SMOKING BANS mean Better Health
- Data from the National Population Health Survey shows those who smoke have higher rates of chronic conditions such as bronchitis, asthma and high blood pressure.
- In a study by the European Institute of Oncology in Milan, Italy, smokers were twice as likely to develop polyps in the colon, especially those that are more likely to progress to cancer.
- Smokers and those exposed to second hand smoke develop colon cancer about 7 years earlier than nonsmokers.
- Women who smoke and have a specific genetic makeup are at significant risk for the development of breast cancer according to a study published by the journal Cancer Epidemiology, Biomarkers and Prevention
- Non-smokers have a higher chance of keeping their teeth into old age than those who smoke.
- To protect the health and safety of travelers, Bulgaria bans smoking on all trains.
- According to a recent US study, those who stop smoking experience increased deep sleep cycles, thus improving their sleep quality.
SMOKING BANS mean Healthier Children
- 700 million children - almost half the world's children - breathe air polluted by tobacco smoke.

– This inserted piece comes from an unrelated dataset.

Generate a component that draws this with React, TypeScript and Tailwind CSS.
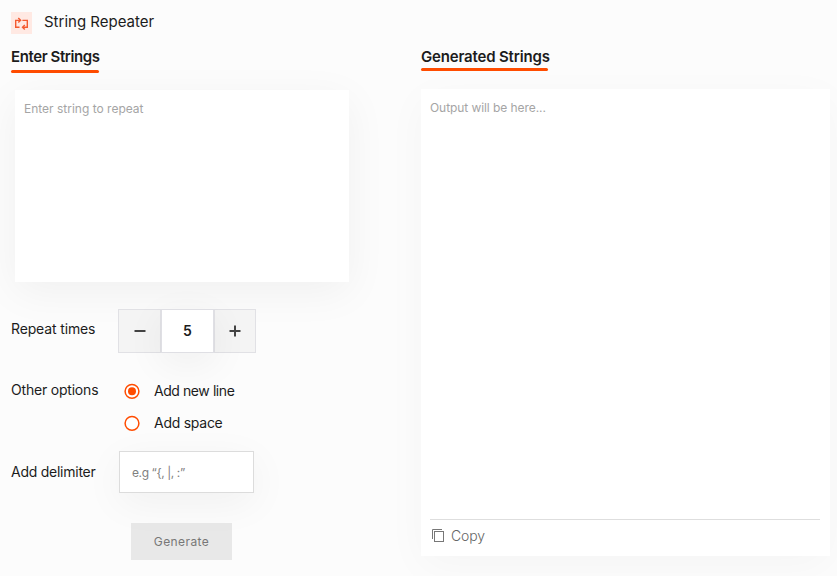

- An authoritative study, published by Bristol University's Institute of Child Life and Health, says that the babies of women who smoke during pregnancy are 4 times as likely to suffer Sudden Infant Death Syndrome.
- A McMaster University Study correlates smoking during pregnancy and Sudden Infant Death Syndrome.

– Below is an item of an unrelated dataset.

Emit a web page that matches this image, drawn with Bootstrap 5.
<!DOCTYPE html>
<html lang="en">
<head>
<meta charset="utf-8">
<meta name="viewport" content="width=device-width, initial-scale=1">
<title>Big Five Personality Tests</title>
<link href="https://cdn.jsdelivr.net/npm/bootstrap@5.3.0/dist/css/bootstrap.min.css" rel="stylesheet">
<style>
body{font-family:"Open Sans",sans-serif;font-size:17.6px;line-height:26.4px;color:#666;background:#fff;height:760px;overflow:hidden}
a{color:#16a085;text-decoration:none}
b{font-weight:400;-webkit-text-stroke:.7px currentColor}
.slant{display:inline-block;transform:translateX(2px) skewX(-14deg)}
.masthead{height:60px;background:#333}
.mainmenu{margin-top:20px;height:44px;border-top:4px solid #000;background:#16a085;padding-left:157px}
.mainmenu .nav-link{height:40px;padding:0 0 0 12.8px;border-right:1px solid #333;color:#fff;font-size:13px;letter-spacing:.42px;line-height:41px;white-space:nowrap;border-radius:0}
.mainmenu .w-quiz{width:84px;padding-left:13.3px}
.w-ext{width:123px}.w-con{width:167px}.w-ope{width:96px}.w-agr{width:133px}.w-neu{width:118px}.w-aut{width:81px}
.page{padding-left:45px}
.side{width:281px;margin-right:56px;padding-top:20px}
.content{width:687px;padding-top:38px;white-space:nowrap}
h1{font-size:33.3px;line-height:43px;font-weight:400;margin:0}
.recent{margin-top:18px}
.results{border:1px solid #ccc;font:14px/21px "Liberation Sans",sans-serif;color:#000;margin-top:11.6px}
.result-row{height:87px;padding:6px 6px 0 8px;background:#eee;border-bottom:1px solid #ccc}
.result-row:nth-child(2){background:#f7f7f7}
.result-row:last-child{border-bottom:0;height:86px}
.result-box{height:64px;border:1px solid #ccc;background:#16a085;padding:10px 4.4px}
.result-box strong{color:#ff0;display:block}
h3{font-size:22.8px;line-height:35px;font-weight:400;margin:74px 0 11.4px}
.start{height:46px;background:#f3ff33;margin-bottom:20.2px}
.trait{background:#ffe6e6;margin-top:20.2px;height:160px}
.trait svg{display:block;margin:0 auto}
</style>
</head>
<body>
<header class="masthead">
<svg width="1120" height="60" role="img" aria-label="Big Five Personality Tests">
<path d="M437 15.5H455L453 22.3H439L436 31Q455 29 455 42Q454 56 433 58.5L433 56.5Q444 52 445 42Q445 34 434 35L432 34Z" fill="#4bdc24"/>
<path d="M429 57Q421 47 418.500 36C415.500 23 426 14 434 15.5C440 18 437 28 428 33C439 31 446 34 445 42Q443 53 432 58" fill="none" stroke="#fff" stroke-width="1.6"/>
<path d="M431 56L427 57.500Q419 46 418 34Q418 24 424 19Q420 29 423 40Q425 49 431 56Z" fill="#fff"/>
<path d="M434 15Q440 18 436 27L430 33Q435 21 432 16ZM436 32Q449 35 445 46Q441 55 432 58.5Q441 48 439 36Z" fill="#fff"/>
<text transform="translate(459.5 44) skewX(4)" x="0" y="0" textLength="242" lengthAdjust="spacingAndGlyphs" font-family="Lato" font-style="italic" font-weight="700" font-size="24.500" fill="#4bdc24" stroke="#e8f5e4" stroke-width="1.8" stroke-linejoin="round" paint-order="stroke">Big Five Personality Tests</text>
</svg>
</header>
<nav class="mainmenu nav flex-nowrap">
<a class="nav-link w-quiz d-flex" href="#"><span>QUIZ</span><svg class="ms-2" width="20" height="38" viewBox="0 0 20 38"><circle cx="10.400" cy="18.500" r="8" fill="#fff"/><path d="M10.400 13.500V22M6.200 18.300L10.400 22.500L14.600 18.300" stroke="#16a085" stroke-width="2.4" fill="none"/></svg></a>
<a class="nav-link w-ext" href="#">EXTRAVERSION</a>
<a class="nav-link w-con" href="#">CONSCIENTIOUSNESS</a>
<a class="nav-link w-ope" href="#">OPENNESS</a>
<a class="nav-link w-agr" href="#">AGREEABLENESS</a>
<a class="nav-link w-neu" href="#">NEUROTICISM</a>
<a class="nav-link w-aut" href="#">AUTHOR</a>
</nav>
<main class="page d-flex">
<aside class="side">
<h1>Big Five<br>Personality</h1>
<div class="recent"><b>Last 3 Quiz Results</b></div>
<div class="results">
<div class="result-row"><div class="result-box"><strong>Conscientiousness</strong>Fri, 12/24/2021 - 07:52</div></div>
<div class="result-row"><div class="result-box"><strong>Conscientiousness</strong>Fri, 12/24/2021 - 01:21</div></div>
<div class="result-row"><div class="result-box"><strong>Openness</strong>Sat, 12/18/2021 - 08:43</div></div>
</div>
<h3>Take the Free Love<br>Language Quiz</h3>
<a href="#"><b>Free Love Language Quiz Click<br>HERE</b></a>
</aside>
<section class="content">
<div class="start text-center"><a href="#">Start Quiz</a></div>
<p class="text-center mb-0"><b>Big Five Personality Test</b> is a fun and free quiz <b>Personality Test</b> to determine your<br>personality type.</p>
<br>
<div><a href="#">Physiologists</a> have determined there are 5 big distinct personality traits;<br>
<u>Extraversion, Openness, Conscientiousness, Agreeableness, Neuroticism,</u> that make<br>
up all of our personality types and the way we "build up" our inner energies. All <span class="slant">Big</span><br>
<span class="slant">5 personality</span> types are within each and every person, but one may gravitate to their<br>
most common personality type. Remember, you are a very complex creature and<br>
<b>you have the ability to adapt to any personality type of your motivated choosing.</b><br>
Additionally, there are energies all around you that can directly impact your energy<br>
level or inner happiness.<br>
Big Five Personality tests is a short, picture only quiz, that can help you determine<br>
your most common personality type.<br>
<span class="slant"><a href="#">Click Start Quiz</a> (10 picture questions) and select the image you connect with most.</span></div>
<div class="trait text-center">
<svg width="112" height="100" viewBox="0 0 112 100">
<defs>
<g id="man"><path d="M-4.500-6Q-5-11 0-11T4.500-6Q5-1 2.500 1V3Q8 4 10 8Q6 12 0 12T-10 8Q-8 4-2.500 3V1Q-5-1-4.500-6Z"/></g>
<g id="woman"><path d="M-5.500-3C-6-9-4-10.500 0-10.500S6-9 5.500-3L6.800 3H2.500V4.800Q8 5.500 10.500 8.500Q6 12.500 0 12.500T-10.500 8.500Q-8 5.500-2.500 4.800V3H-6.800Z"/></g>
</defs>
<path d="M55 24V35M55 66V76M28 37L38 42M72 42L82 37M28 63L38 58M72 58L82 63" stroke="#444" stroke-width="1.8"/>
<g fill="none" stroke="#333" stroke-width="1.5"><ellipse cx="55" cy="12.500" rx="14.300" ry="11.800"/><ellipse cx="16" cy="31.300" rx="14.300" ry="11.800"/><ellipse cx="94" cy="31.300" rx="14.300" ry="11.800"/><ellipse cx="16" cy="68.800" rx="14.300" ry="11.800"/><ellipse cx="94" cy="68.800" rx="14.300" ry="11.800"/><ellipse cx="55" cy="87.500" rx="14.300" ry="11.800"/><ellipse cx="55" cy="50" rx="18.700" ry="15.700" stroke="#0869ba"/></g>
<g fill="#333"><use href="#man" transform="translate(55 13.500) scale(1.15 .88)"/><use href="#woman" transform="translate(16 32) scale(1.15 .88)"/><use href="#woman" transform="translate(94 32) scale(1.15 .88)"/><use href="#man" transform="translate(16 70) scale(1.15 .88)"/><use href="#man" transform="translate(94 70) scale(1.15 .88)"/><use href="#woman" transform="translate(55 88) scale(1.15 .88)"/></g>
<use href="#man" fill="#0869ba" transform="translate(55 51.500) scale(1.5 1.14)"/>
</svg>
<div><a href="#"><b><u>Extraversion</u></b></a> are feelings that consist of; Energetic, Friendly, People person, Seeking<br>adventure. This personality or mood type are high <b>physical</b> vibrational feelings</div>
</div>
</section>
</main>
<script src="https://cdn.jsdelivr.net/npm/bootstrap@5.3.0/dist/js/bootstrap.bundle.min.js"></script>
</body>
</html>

- Research from Michigan State University in the USA and The David Hide Asthma and Allergy Research Centre in the UK show that the smoking habits of mothers during pregnancy increase asthma risks in some children.
- A Yale University study shows that teenagers who smoke, or whose mothers smoked in pregnancy, have a higher risk of hearing problems and more trouble understanding what is being said.
- A California, USA study found that smoke toxins in cars can reach levels twice those previously believed and 60 times greater than those found in smoke-free homes. California has banned smoking in cars with children as passengers.
- Smoking and alcohol can damage sperm, passing on altered genes to babies.
- Dr. Shakira Franco Suglia of the Harvard School of Public Health reported that children living in neighborhoods with high levels of air pollution, or who were affected by parental smoking, scored lower on memory and intelligence tests than children living in places with clean air.
- Children regularly exposed to secondhand smoke have more than triple the risk of lung cancer as well as higher risks of other respiratory problems later in life.
SMOKING BANS means better Working Environments
- Within only two months of the smoking ban in Scotland, bar workers reported almost 33% less respiratory and other illnesses.
- Non-smoking barmen in Ireland reported statistically significant improvements in measured pulmonary function tests and significant reductions in self-reported symptoms.
- Restaurant workers exposed to tobacco smoke on the job were more likely to have a detectable level of the potent carcinogenic NNK than those who were not.
- Nonsmokers exposed to secondhand smoke have a 20% higher risk of lung cancer.
- The number of staff exposed to harmful levels of second hand smoke fell by 95% after the smoking ban in Scotland.
- A ban on smoking in public places in Ireland saw an 83% reduction in air pollution in pubs.
SMOKING BANS are Good for Business
- Since the public smoking ban in Great Britain, 70% of the businesses reported a neutral or positive effect.
- 59% of the South African restaurants surveyed reported no change in revenue as a result of the smoking ban, while 22% of restaurants reported an increase.
- In the five years since it has gone non-smoking, Aeroflot airline’s passenger flow increased by 15%, and in flights to the US, the increase was 25%.
- In his annual report, UK Chief Medical Officer Liam Donaldson said a public smoking ban would save an estimated £2.7 billion: £680 million saved by having a healthier and more efficient workforce; £140 million saved through fewer sick days; £430 million saved from productivity loss from smoking on the job; £100 million saved from clean up costs related to cigarette smoking.